Daughter Betsy was born in 1964 and son Teddy in 1966. The Weisses adopted an eight-month-old Hopi Indian boy from Phoeni, to complete their family.

Nancy was elected a Muskie delegate to the Democratic National Convention in 1972  She recalls, “It was an awful experience. The McGovern people swamped us. We called them kamikaze liberals.”

She was elected to the Kane County Board in 1976 and again in 1980. While there, she took an interest in restoring the Fabyan Forest Preserve She helped to create the Friends of Fabyan. “Many people didn’t believe that Frank Lloyd Wright was involved in the restoration of the Fabyan home,” she says. She helped prove he had. Nancy still leads walking tours and helps in many ways.

Then she ran for the school board in Aurora.  “These were difficult times for the district, and it was emotionally draining,” says Nancy.

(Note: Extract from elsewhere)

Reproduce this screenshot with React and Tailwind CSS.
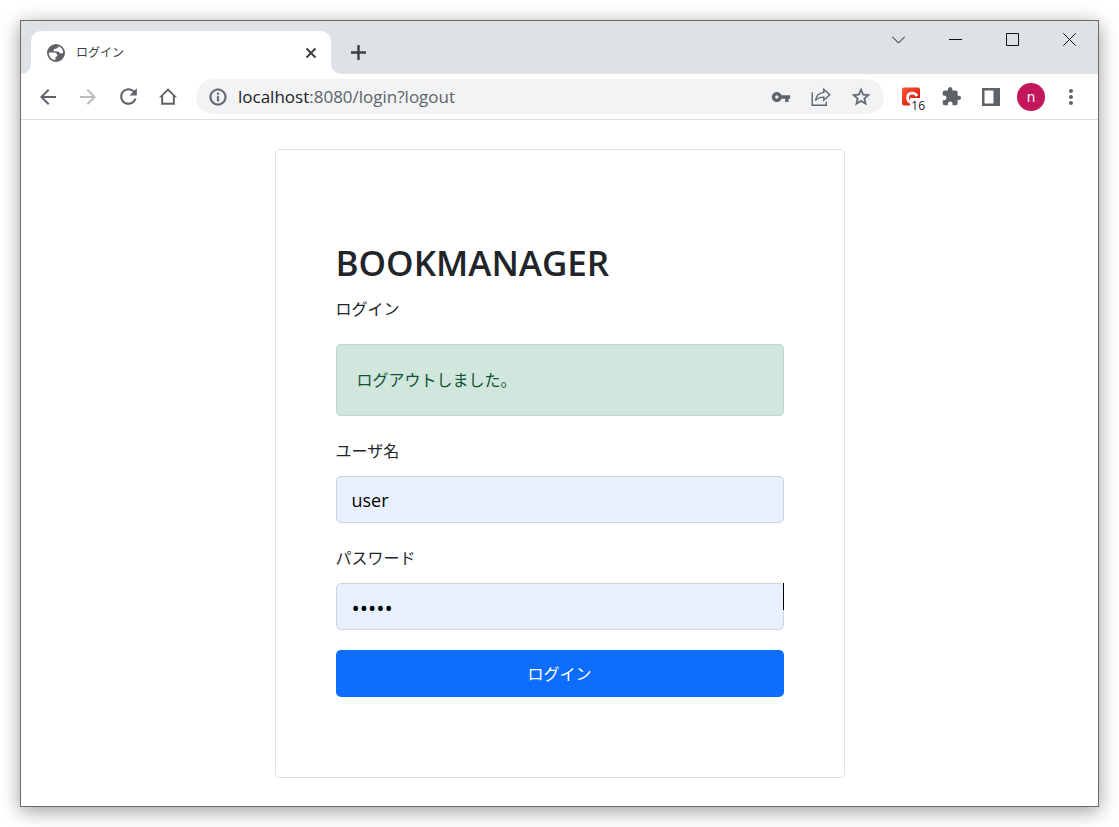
import React from "react";

function Icon({ children, className = "size-5" }) {
  return (
    <svg viewBox="0 0 24 24" fill="currentColor" aria-hidden="true" className={`block shrink-0 ${className}`}>
      {children}
    </svg>
  );
}

function IconButton({ label, className = "text-[#5f6368]", children }) {
  return (
    <button type="button" aria-label={label} className={`flex size-10 shrink-0 items-center justify-center ${className}`}>
      {children}
    </button>
  );
}

function WindowButton({ label, children }) {
  return (
    <button type="button" aria-label={label} className="flex h-[37px] w-[57px] items-center justify-center">
      <svg viewBox="0 0 13 13" fill="none" stroke="#111" className="block size-[13px]" aria-hidden="true">
        {children}
      </svg>
    </button>
  );
}

function TitleBar() {
  return (
    <div className="flex h-[53px] items-end justify-between bg-[#dee1e6]">
      <div className="flex items-end">
        <div className="h-[43px] w-[10px] bg-white">
          <div className="h-full rounded-br-[10px] bg-[#dee1e6]" />
        </div>
        <div className="flex h-[43px] w-[300px] items-center gap-[10px] rounded-t-[10px] bg-white pl-[15px] pr-[14px]">
          <svg viewBox="0 0 20 20" className="block size-5 shrink-0" aria-hidden="true">
            <circle cx="10" cy="10" r="9" fill="#5f6368" />
            <path
              d="M2.8 9.6H7.4C9.6 9.6 11.4 10.8 11.4 12.4C11.4 13.6 9.4 13.4 9.4 14.6V17.1A7.1 7.1 0 0 1 2.8 9.6Z M12.6 3.3A7.1 7.1 0 0 1 17.1 9.8C16.4 10.8 14.8 10.9 13.8 10C12.8 9.1 12.6 8.6 11 8.6H9.2C7.8 8.6 7.2 7.6 7.8 6.6C8.6 5.4 12.2 6 12.6 3.3Z"
              fill="#fff"
            />
          </svg>
          <span className="flex-1 text-[12px] leading-5 text-[#3c4043]">ログイン</span>
          <button type="button" aria-label="タブを閉じる" className="flex size-3 items-center justify-center">
            <svg viewBox="0 0 12 12" className="block size-3" stroke="#3c4043" strokeWidth="2" aria-hidden="true">
              <path d="M1.5 1.5l9 9M10.5 1.5l-9 9" />
            </svg>
          </button>
        </div>
        <div className="h-[43px] bg-white">
          <div className="flex h-full items-center rounded-bl-[10px] bg-[#dee1e6] pl-5">
            <button type="button" aria-label="新しいタブ" className="flex size-4 items-center justify-center">
              <svg viewBox="0 0 16 16" className="block size-4" stroke="#3c4043" strokeWidth="2.4" aria-hidden="true">
                <path d="M7.5 0v15M0 7.5h15" />
              </svg>
            </button>
          </div>
        </div>
      </div>
      <div className="flex self-start">
        <WindowButton label="タブを検索">
          <path d="M0 3.5L6.5 10 13 3.5" />
        </WindowButton>
        <WindowButton label="最小化">
          <path d="M0 6.5h13" />
        </WindowButton>
        <WindowButton label="最大化">
          <path d="M.5.5h12v12h-12z" />
        </WindowButton>
        <WindowButton label="閉じる">
          <path d="M.3.3l12.4 12.4M12.7.3L.3 12.7" />
        </WindowButton>
      </div>
    </div>
  );
}

function Toolbar() {
  return (
    <div className="flex h-[46px] items-center border-b border-[#dadce0] bg-white px-[7px]">
      <IconButton label="戻る">
        <Icon className="size-6"><path d="M20 11H7.83l5.59-5.59L12 4l-8 8 8 8 1.41-1.41L7.83 13H20v-2z" /></Icon>
      </IconButton>
      <IconButton label="進む" className="text-[#babcbe]">
        <Icon className="size-6"><path d="M12 4l-1.41 1.41L16.17 11H4v2h12.17l-5.58 5.59L12 20l8-8z" /></Icon>
      </IconButton>
      <IconButton label="再読み込み">
        <Icon className="size-[25px]"><path d="M17.65 6.35C16.2 4.9 14.21 4 12 4c-4.42 0-7.99 3.58-7.99 8s3.57 8 7.99 8c3.73 0 6.84-2.55 7.73-6h-2.08c-.82 2.33-3.04 4-5.65 4-3.31 0-6-2.69-6-6s2.69-6 6-6c1.66 0 3.14.69 4.22 1.78L13 11h7V4l-2.35 2.35z" /></Icon>
      </IconButton>
      <IconButton label="ホーム">
        <Icon className="size-5"><path d="M12 4.9l5.8 5.4V19H6.2v-8.7L12 4.9M12 1.6L1.2 12.2H3.8v9.2h16.4v-9.2h2.6L12 1.6z" /></Icon>
      </IconButton>
      <div className="ml-2 flex h-[35px] min-w-0 flex-1 items-center rounded-full bg-[#f1f3f4] pl-3 pr-[3px]">
        <Icon className="size-5 text-[#5f6368]"><path d="M11 17h2v-6h-2v6zm1-15C6.48 2 2 6.48 2 12s4.48 10 10 10 10-4.48 10-10S17.52 2 12 2zm0 18c-4.41 0-8-3.59-8-8s3.59-8 8-8 8 3.59 8 8-3.59 8-8 8zM11 9h2V7h-2v2z" stroke="currentColor" strokeWidth=".5" /></Icon>
        <div className="ml-[10px] min-w-0 flex-1 truncate text-[17px] leading-6 text-[#5f6368]">
          <span className="text-[#202124]">localhost</span>:8080/login?logout
        </div>
        <IconButton label="パスワードを管理">
          <Icon className="size-5"><path d="M12.65 10C11.83 7.67 9.61 6 7 6c-3.31 0-6 2.69-6 6s2.69 6 6 6c2.61 0 4.83-1.67 5.65-4H17v4h4v-4h2v-4H12.65zM7 14c-1.1 0-2-.9-2-2s.9-2 2-2 2 .9 2 2-.9 2-2 2z" /></Icon>
        </IconButton>
        <IconButton label="共有">
          <svg viewBox="0 0 20 20" fill="none" stroke="currentColor" strokeWidth="1.4" className="block size-5" aria-hidden="true">
            <path d="M1.2 5.2v13.1h14.1v-3.2" />
            <path d="M12.8 2.2l6 5.6-6 5.4v-3.1c-3.8 0-6.4.9-8.2 3.5.5-4.6 3.4-7.6 8.2-8.2z" />
          </svg>
        </IconButton>
        <IconButton label="ブックマーク">
          <Icon className="size-[22px]"><path d="M22 9.24l-7.19-.62L12 2 9.19 8.63 2 9.24l5.46 4.73L5.82 21 12 17.27 18.18 21l-1.63-7.03L22 9.24zM12 15.4l-3.76 2.27 1-4.28-3.32-2.88 4.38-.38L12 6.1l1.71 4.04 4.38.38-3.32 2.88 1 4.28L12 15.4z" stroke="currentColor" strokeWidth=".3" /></Icon>
        </IconButton>
      </div>
      <div className="ml-[7px] flex items-center">
        <button type="button" aria-label="拡張機能 16" className="relative flex size-10 items-center justify-center">
          <svg viewBox="0 0 20 20" className="block size-5" aria-hidden="true">
            <defs>
              <linearGradient id="ext" x1="0" y1="0" x2="1" y2="1">
                <stop offset="0" stopColor="#ff5a36" />
                <stop offset="1" stopColor="#cf0a00" />
              </linearGradient>
            </defs>
            <path d="M3 .5h14a2 2 0 0 1 2 2v8.5H9v7.5H3a2 2 0 0 1-2-2V2.500a2 2 0 0 1 2-2z" fill="url(#ext)" />
            <path d="M16.200 9C13.500 4.800 7 5.200 6.600 10.200c-.2 2.400 .8 4.200 2.400 5.400" fill="none" stroke="#fff" strokeWidth="2.6" />
          </svg>
          <span className="absolute right-[6px] bottom-[5px] text-[12px] leading-3 text-[#202124]">16</span>
        </button>
        <IconButton label="拡張機能">
          <Icon className="size-[21px]"><path d="M20.5 11H19V7c0-1.1-.9-2-2-2h-4V3.5C13 2.12 11.88 1 10.5 1S8 2.12 8 3.5V5H4c-1.1 0-1.99.9-1.99 2v3.8H3.5c1.49 0 2.7 1.21 2.7 2.7s-1.21 2.7-2.7 2.7H2V20c0 1.1.9 2 2 2h3.8v-1.5c0-1.49 1.21-2.7 2.7-2.7 1.49 0 2.7 1.21 2.7 2.7V22H17c1.1 0 2-.9 2-2v-4h1.5c1.38 0 2.5-1.12 2.5-2.5S21.88 11 20.5 11z" /></Icon>
        </IconButton>
        <IconButton label="サイドパネル">
          <svg viewBox="0 0 18 18" className="block size-[18px]" fill="currentColor" aria-hidden="true">
            <path fillRule="evenodd" d="M0 0h18v18H0zM2.5 2.5v13h9v-13z" />
          </svg>
        </IconButton>
        <button type="button" aria-label="プロフィール" className="flex size-10 items-center justify-center">
          <span className="flex size-7 items-center justify-center rounded-full bg-[#c2185b] text-[14px] leading-5 text-white">n</span>
        </button>
        <IconButton label="メニュー">
          <Icon className="size-6"><path d="M12 8c1.1 0 2-.9 2-2s-.9-2-2-2-2 .9-2 2 .9 2 2 2zm0 2c-1.1 0-2 .9-2 2s.9 2 2 2 2-.9 2-2-.9-2-2-2zm0 6c-1.1 0-2 .9-2 2s.9 2 2 2 2-.9 2-2-.9-2-2-2z" /></Icon>
        </IconButton>
      </div>
    </div>
  );
}

const fieldClass =
  "block h-[47px] w-full rounded-[5px] border border-[#ced4da] bg-[#e8f0fe] px-[15px] text-black outline-none";

function LoginForm() {
  return (
    <form
      className="w-full max-w-[570px] rounded-[5px] border border-[#dfdfdf] px-[60px] pt-[90px] pb-20 text-[#212529]"
      onSubmit={(e) => e.preventDefault()}
    >
      <h1 className="text-[35px] leading-[46px] font-semibold">BOOKMANAGER</h1>
      <p className="mt-2 text-[16px] leading-[30px]">ログイン</p>
      <div role="alert" className="mt-5 rounded-[5px] border border-[#badbcc] bg-[#d1e7dd] p-5 text-[16px] leading-[30px] text-[#0f5132]">
        ログアウトしました。
      </div>
      <label htmlFor="username" className="mt-5 mb-[10px] block text-[16px] leading-[30px]">ユーザ名</label>
      <input id="username" type="text" defaultValue="user" className={`${fieldClass} text-[18px]`} />
      <label htmlFor="password" className="mt-5 mb-[10px] block text-[16px] leading-[30px]">パスワード</label>
      <div className="relative">
        <input id="password" type="password" defaultValue="admin" className={`${fieldClass} text-[22px]`} />
        <span className="absolute top-0 right-0 h-[27px] w-px bg-black" />
      </div>
      <button type="submit" className="mt-5 block h-[47px] w-full rounded-[5px] bg-[#0d6efd] text-[16px] leading-[30px] text-white">
        ログイン
      </button>
    </form>
  );
}

export default function App() {
  return (
    <div className="flex min-h-screen bg-white p-5 font-['Open_Sans','Noto_Sans_CJK_JP',sans-serif]">
      <div className="flex min-w-0 flex-1 flex-col border border-[#6b6b6b] bg-white shadow-[0_4px_18px_rgba(0,0,0,0.4)]">
        <TitleBar />
        <Toolbar />
        <main className="flex flex-1 items-start justify-center px-5 pt-[29px] pb-7">
          <LoginForm />
        </main>
      </div>
    </div>
  );
}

After four years on the board, she took the position of Director of Human Services for the City of Aurora. She took special pride in helping to form the Friends of Phillips Park and working to restoric that historic park.

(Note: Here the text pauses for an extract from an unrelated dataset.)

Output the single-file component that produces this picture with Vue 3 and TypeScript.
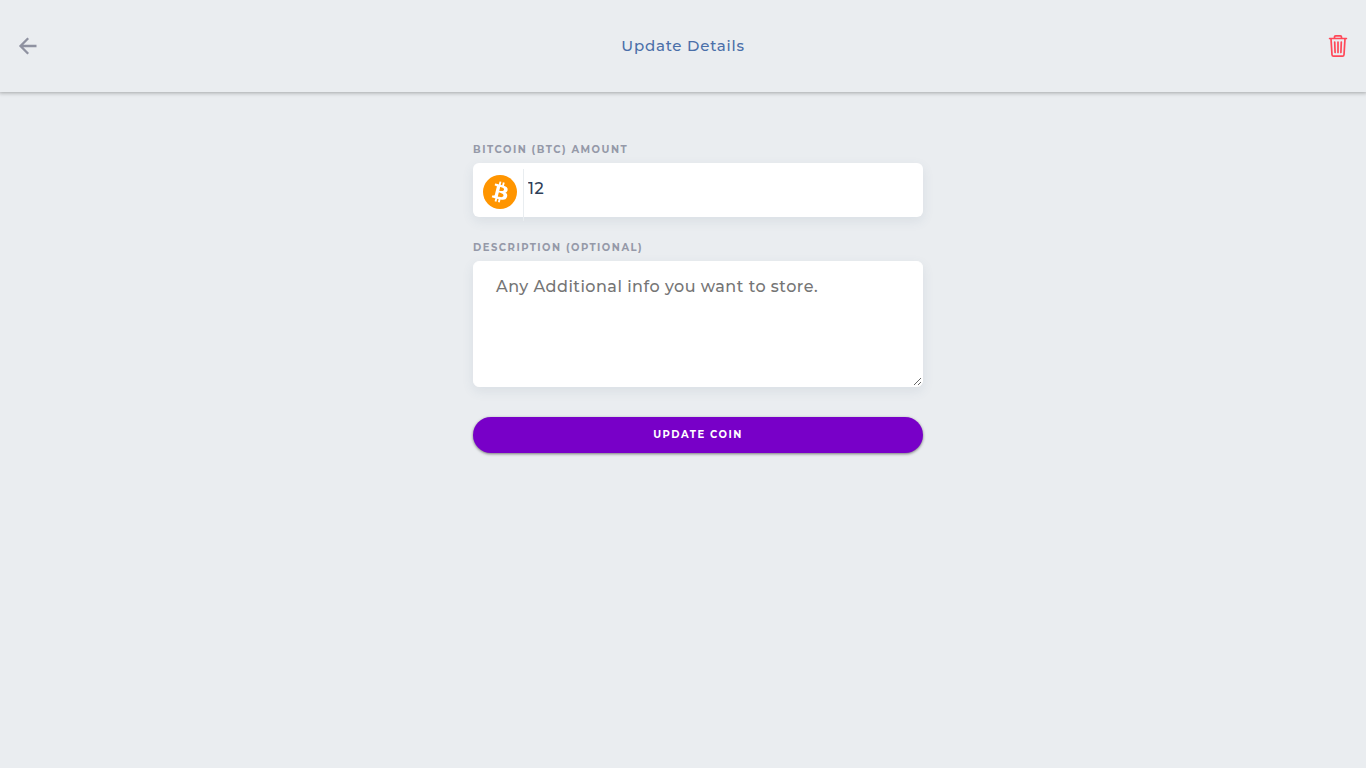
<script setup lang="ts">
import { ref } from 'vue'

const amount = ref('12')
const description = ref('')
</script>

<template>
  <div class="page">
    <header class="bar">
      <button class="icon-button" type="button" aria-label="Go back">
        <svg width="24" height="24" viewBox="0 0 24 24" fill="none" stroke="#8f92a1" stroke-width="2.3">
          <path d="M20.5 12H5M12.2 4.2L4.5 12L12.2 19.8" />
        </svg>
      </button>
      <h1 class="title">Update Details</h1>
      <button class="icon-button" type="button" aria-label="Delete coin">
        <svg width="24" height="24" viewBox="0 0 24 24" fill="none" stroke="#ff4858" stroke-width="1.7" stroke-linecap="round" stroke-linejoin="round">
          <path d="M3.6 4.5h16.8M8.5 4.2V3q0-1.2 1.2-1.2h4.6q1.2 0 1.2 1.2v1.2M5 4.7l1 16q.1 1.5 1.5 1.5h9q1.4 0 1.5-1.5l1-16" />
          <path d="M8.7 8l.4 10.5M12 8v10.5M15.3 8l-.4 10.5" />
        </svg>
      </button>
    </header>

    <main class="content">
      <form class="form" @submit.prevent>
        <label class="label" for="amount">BITCOIN (BTC) AMOUNT</label>
        <div class="amount-box">
          <span class="coin">
            <svg width="34" height="34" viewBox="0 0 32 32">
              <circle cx="16" cy="16" r="16" fill="#ff9500" />
              <path fill="#fff" d="M23.189 14.02c.314-2.096-1.283-3.223-3.465-3.975l.708-2.84-1.728-.43-.69 2.765c-.454-.114-.92-.22-1.385-.326l.695-2.783L15.596 6l-.708 2.839c-.376-.086-.746-.17-1.104-.26l.002-.009-2.384-.595-.46 1.846s1.283.294 1.256.312c.7.175.826.638.805 1.006l-.806 3.235c.048.012.11.03.18.057l-.183-.045-1.13 4.532c-.086.212-.303.531-.793.41.018.025-1.256-.313-1.256-.313l-.858 1.978 2.25.561c.418.105.828.215 1.231.318l-.715 2.872 1.727.43.708-2.84c.472.127.93.245 1.378.357l-.706 2.828 1.728.43.715-2.866c2.948.558 5.164.333 6.097-2.333.752-2.146-.037-3.385-1.588-4.192 1.13-.26 1.98-1.003 2.207-2.538zm-3.95 5.538c-.533 2.147-4.148.986-5.32.695l.95-3.805c1.172.293 4.929.872 4.37 3.11zm.535-5.569c-.487 1.953-3.495.96-4.47.717l.86-3.45c.975.243 4.118.696 3.61 2.733z" />
            </svg>
          </span>
          <input id="amount" v-model="amount" class="amount" type="text" inputmode="decimal" />
        </div>

        <label class="label" for="description">DESCRIPTION (OPTIONAL)</label>
        <textarea id="description" v-model="description" class="description" placeholder="Any Additional info you want to store."></textarea>

        <button class="submit" type="submit">UPDATE COIN</button>
      </form>
    </main>
  </div>
</template>

<style>
body {
  background: #eaedf0;
}
</style>

<style scoped>
.page {
  min-height: 100vh;
  background: #eaedf0;
  font-family: Montserrat, Inter, "Open Sans", sans-serif;
}

.page * {
  box-sizing: border-box;
}

.bar {
  display: flex;
  align-items: center;
  justify-content: space-between;
  padding: 30px 16px;
  box-shadow: 0 0 4px 1px rgba(0, 0, 0, 0.3);
}

.icon-button {
  display: flex;
  padding: 4px 0;
  border: 0;
  background: none;
  cursor: pointer;
}

.title {
  margin: 0;
  color: #4a6fa9;
  font-size: 15px;
  line-height: 20px;
  font-weight: 500;
  letter-spacing: 0.05em;
}

.content {
  padding: 51px 0 30px 30px;
}

.form {
  display: flex;
  flex-direction: column;
  max-width: 450px;
  margin: 0 auto;
}

.label {
  margin-bottom: 6px;
  color: #9599a8;
  font-size: 10px;
  line-height: 14px;
  font-weight: 700;
  letter-spacing: 0.15em;
}

.amount-box,
.description {
  border-radius: 6px;
  background: #fff;
  box-shadow: 0 4px 12px rgba(70, 100, 130, 0.1);
}

.amount-box {
  display: flex;
  height: 54px;
  margin-bottom: 24px;
}

.coin {
  flex: none;
  width: 51px;
  height: 52px;
  margin-top: 6px;
  padding: 6px 0 0 10px;
  border-right: 1px solid #e9edf0;
}

.amount {
  flex: 1;
  min-width: 0;
  padding: 0 4px 2px;
  border: 0;
  border-radius: 6px;
  outline: none;
  background: transparent;
  color: #2f3f58;
  font: 500 16px/24px Montserrat, Inter, "Open Sans", sans-serif;
  letter-spacing: 0.03em;
}

.description {
  height: 126px;
  margin-bottom: 30px;
  padding: 13px 22px;
  border: 1px solid #fff;
  outline: none;
  resize: both;
  color: #2f3f58;
  font: 500 16px/24px Montserrat, Inter, "Open Sans", sans-serif;
  letter-spacing: 0.03em;
}

.description::placeholder {
  color: #757575;
}

.submit {
  height: 36px;
  padding: 0 16px;
  border: 0;
  border-radius: 18px;
  background: #7800c8;
  box-shadow: 0 1px 3px rgba(0, 0, 0, 0.5);
  color: #fff;
  font: 700 10px/14px Montserrat, Inter, "Open Sans", sans-serif;
  letter-spacing: 0.15em;
  cursor: pointer;
}
</style>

In 1995, the Weisses bought a smaller home near the Fox River and the bike trail in Batavia. Immediately they became involved in the community, joining the Batavia Plain Dirt Gardeners.

They soon adopted a plot in the Batavia Wildflower Sanctuary on the Batavia Riverwalk. She says, “This area was a degraded thicket of buckthorn and scrub trees. In 1991, when the Riverwalk was born, volunteers of all ages and abilities began changing the landscape and building a dream. We have battled buckthorn, honeysuckle, garlic mustard and other invasive species, creating a beautiful and educational garden space with native Kane County plants.”

After a year, they found themselves in charge of the project.

 Through fundraisers, the garden club has provided financial support to purchase hundreds of plants and trees. Many volunteers have worked long hours tending the 35 wildflower plots around the shoreline of the river.

She says, “I love working with these great volunteers and giving tours to the schoolchildren.

“I’ve learned so much botany. Why didn’t I study botany instead of all that French!”